EXTRACTED MATERIAL:
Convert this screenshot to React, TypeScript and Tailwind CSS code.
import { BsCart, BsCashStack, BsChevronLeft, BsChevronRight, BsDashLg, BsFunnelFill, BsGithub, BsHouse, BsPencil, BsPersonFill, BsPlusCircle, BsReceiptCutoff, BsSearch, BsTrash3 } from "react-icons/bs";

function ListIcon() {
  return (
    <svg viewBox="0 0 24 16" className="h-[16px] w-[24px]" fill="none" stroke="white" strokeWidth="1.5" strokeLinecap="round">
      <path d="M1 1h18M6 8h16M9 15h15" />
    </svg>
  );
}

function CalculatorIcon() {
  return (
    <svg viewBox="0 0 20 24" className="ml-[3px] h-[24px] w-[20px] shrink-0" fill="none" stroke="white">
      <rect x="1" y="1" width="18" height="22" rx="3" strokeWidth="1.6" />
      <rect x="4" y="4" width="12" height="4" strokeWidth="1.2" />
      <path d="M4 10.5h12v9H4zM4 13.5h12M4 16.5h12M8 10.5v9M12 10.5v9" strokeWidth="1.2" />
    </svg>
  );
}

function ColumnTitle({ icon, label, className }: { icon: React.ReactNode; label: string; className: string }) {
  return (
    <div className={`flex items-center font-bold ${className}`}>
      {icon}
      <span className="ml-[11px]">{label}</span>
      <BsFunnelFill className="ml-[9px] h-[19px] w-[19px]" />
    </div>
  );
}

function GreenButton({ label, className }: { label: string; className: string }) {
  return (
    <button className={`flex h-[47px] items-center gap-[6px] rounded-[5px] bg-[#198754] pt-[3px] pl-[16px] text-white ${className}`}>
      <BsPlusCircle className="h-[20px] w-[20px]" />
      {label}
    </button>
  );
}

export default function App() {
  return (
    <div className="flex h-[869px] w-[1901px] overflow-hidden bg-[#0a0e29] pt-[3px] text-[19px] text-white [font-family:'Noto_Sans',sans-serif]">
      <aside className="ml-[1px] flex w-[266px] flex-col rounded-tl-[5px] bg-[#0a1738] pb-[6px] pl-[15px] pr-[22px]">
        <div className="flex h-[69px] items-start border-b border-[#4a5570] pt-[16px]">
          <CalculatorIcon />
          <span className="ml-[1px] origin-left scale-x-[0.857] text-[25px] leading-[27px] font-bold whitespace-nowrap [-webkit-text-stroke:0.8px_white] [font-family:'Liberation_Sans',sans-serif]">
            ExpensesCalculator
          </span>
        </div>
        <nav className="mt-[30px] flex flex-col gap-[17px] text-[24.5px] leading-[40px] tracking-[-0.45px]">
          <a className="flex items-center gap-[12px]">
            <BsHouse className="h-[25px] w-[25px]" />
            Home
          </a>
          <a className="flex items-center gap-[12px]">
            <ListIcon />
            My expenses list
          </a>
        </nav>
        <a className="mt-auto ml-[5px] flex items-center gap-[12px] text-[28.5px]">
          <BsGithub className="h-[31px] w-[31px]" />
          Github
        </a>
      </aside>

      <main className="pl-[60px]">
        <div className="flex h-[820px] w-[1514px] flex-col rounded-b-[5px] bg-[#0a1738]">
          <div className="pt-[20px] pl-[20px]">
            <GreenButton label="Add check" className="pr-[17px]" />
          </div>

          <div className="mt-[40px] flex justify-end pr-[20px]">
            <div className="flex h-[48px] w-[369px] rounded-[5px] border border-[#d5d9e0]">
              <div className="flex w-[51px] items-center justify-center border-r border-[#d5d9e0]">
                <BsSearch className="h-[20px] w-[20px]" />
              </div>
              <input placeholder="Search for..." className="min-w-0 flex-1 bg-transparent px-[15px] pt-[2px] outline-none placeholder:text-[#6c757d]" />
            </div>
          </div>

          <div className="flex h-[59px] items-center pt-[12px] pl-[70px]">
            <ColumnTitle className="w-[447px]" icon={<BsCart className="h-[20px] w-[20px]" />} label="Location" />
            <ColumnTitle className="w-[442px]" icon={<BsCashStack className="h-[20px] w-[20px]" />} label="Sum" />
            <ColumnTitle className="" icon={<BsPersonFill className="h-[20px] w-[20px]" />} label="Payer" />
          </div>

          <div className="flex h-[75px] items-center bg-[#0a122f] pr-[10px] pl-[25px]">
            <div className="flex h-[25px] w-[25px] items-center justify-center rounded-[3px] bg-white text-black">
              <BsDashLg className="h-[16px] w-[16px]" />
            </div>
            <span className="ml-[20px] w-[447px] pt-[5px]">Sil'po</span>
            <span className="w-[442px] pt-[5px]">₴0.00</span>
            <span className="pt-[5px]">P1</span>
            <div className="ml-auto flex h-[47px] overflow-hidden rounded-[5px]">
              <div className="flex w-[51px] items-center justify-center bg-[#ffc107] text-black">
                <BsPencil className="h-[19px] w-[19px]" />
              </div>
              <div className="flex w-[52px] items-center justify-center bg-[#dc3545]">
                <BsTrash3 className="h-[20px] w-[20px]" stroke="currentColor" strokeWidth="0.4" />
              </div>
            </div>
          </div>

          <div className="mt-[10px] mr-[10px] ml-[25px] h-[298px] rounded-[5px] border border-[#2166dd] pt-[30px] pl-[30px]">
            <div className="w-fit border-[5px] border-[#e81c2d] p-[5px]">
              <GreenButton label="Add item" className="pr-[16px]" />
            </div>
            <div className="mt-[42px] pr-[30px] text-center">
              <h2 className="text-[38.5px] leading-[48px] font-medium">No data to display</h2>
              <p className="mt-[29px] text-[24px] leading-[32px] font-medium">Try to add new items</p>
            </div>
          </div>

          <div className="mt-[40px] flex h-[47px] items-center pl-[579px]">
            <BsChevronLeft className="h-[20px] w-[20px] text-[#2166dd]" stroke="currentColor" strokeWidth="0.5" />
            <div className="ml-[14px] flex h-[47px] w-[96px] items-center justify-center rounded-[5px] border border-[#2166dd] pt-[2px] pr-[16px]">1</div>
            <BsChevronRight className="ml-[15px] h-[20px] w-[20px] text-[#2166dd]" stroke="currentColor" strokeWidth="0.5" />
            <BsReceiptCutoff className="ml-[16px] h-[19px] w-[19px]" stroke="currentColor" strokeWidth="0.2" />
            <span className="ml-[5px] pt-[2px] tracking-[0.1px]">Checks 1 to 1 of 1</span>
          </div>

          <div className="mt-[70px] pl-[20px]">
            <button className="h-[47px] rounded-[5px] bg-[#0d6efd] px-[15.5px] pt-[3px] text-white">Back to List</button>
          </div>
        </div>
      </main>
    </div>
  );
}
* * *
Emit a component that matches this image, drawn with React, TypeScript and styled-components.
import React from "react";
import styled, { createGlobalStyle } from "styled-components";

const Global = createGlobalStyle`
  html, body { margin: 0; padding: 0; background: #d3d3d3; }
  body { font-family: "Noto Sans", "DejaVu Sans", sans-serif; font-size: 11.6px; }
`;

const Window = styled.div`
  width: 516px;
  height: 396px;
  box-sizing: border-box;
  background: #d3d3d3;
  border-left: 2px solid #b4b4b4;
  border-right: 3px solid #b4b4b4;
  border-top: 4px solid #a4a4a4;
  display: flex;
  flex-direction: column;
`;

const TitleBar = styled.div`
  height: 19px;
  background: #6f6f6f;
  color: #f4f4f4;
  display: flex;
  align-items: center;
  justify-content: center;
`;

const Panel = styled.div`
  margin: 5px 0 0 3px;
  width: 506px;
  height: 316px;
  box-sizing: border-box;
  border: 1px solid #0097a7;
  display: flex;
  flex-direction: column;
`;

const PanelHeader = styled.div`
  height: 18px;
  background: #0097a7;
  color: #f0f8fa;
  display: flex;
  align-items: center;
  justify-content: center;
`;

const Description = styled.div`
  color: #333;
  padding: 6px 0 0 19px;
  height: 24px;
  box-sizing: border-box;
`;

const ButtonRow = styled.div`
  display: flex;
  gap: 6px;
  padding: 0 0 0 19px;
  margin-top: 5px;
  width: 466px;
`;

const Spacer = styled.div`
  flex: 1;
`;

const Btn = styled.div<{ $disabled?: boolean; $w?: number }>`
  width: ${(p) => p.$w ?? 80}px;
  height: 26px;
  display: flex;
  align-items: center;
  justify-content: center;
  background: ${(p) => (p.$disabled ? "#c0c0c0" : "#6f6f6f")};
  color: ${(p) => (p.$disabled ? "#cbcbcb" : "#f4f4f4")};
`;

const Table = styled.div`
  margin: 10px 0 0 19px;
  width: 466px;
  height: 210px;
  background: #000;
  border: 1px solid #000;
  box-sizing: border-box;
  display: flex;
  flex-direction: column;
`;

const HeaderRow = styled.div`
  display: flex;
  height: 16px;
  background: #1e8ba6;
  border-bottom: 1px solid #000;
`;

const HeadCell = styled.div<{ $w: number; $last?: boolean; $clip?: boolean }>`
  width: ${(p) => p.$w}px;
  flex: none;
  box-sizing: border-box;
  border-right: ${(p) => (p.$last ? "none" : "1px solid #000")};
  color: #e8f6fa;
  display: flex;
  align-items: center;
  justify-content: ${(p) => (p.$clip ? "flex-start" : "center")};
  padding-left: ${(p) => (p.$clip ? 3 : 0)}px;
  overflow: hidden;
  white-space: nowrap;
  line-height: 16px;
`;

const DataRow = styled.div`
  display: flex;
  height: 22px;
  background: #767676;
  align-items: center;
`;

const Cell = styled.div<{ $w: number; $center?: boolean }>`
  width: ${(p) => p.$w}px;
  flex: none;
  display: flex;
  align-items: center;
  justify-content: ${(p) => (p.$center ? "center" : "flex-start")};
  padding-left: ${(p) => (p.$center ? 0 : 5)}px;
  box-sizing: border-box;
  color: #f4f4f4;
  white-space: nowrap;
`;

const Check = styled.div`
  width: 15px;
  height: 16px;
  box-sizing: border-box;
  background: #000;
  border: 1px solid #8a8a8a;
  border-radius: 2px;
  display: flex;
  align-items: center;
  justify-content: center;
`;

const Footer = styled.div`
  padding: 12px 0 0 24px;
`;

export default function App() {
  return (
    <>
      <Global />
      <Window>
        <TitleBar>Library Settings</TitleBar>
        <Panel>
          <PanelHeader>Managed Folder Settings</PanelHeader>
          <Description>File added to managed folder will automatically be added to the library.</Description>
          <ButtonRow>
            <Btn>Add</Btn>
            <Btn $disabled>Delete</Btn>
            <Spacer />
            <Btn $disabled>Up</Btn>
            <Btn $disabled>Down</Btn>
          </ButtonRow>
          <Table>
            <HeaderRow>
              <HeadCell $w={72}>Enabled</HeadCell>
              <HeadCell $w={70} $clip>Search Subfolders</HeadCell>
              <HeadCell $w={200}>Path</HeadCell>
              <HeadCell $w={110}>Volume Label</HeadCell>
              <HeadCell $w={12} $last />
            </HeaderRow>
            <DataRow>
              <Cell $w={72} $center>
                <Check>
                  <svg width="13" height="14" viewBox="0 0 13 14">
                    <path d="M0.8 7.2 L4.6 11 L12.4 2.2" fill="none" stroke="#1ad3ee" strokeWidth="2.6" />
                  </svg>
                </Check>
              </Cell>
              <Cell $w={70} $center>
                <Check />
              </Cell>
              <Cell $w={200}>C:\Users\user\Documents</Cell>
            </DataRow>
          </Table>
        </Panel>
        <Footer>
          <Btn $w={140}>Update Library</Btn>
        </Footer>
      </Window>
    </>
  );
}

THE REQUEST: Each line containing the word "this" counts once; say how many such lines there are, giving only the number.

TASK OUTPUT: 2